Despite the discomfort of some of these moves, they begin to make some sense when viewed through the lens of a quick reset around De'Aaron Fox. If the Kings are actually going to try to win games and push for the playoffs this year, they likely wouldn't have let Bogdanovic walk. At $18 million per year, his production would have been well worth the price, especially when considering the Kings wouldn't be over the luxury tax, and Bogi would be a tradeable asset down the line. However, if Sacramento is planning on shedding overpaid veterans, acquiring young players, and earning a high draft pick in the stacked 2021 class, moving on from Bogdanovic begins to click. Not only would Bogdan make the team a little too good on the court for a top-5 selection, but taking on his salary would also force Monte McNair to try and move three highly paid contracts in a few short months. Bogdan Bogdanovic, Harrison Barnes, and Buddy Hield would have combined to make over $65 million, and that's not even considering the additional $25 million in salary for Cory Joseph, Nemanja Bjelica, and Richaun Holmes. No matter what sort of value some of those players carried, moving $90 million worth of contracts in a year or two would have been almost impossible.
Following the same train of thought, if McNair is planning on ditching a failed playoff run for a quick roster turnaround, his offseason signings also begin to transform from frustrating to potentially intelligent. Each of the players who were brought into the fold can replace more highly paid, valuable guys in front of them. Glen Robinson III, a wing who can defend and reliably knock down shots from beyond the arc, can slot in for Harrison Barnes. Frank Kaminsky, a stretch-big (okay, a sorta, kinda stretch big), can try to take on Nemanja Bjelica's role if the Serbian sharpshooter is moved. Hassan Whiteside, a rim protector and rebounding machine, is a potential substitute for Richaun Holmes. Some may be frustrated by giving theoretical future minutes to unexciting veterans rather than throwing a bunch of young projects on the floor at the same time, but bringing in competent if unimpressive contributors will help to bridge the development gap for De'Aaron Fox, Tyrese Haliburton, and Marvin Bagley. Haliburton throwing lobs to Hassan Whiteside is a much more sure bet for his development than throwing them to Thon Maker or Justin Patton. Complete chaos and fringe or non-NBA talent wouldn't provide nearly the same on-court education.

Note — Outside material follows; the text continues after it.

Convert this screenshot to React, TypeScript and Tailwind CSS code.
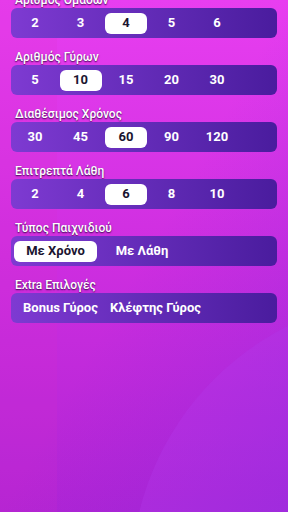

Even the terms of the free agent deals handed out by Sacramento point toward a mini-rebuild. Every contract is either for one year or has some sort of non-guarantee in future seasons. Furthermore, Kaminsky, Metu, and Robinson are all non-guaranteed or partially guaranteed for the coming season, providing the Kings both flexibility during the 2020 campaign and a potential, small trade chip for teams looking to shed salary when the deadline rolls around. Looking to future seasons, Sacramento currently holds more than $40 million in expiring contracts, and if McNair is able to move Barnes and Hield by next summer, the only guaranteed contracts for the Kings in 2021 will be De'Aaron Fox, Marvin Bagley, Tyrese Haliburton, and Robert Woodard. That's about as complete and quick of a reset as a team can hope to obtain in a single season.
Of course, it's entirely possible that these moves have been nothing more than the sum of another crappy offseason in Sacramento. The Kings may have looked at the raw numbers of Hassan Whiteside, who also registers well in most defensive analytics, and believed he was the solution at center as a rim protector. Glen Robinson III may be viewed as a younger, cheaper upgrade to Kent Bazemore. Maybe the Kings let Bogdanovic walk because they wanted to give all of his minutes to Tyrese Haliburton anyway and refused to pay big money for another wing. All things are possible when it comes to the Sacramento Kings. These next few months will prove whether Monte McNair has a grand plan to reset around De'Aaron Fox, or if Kings fans are in for another disappointing, failed push for the last playoff spot, followed by a late lottery pick.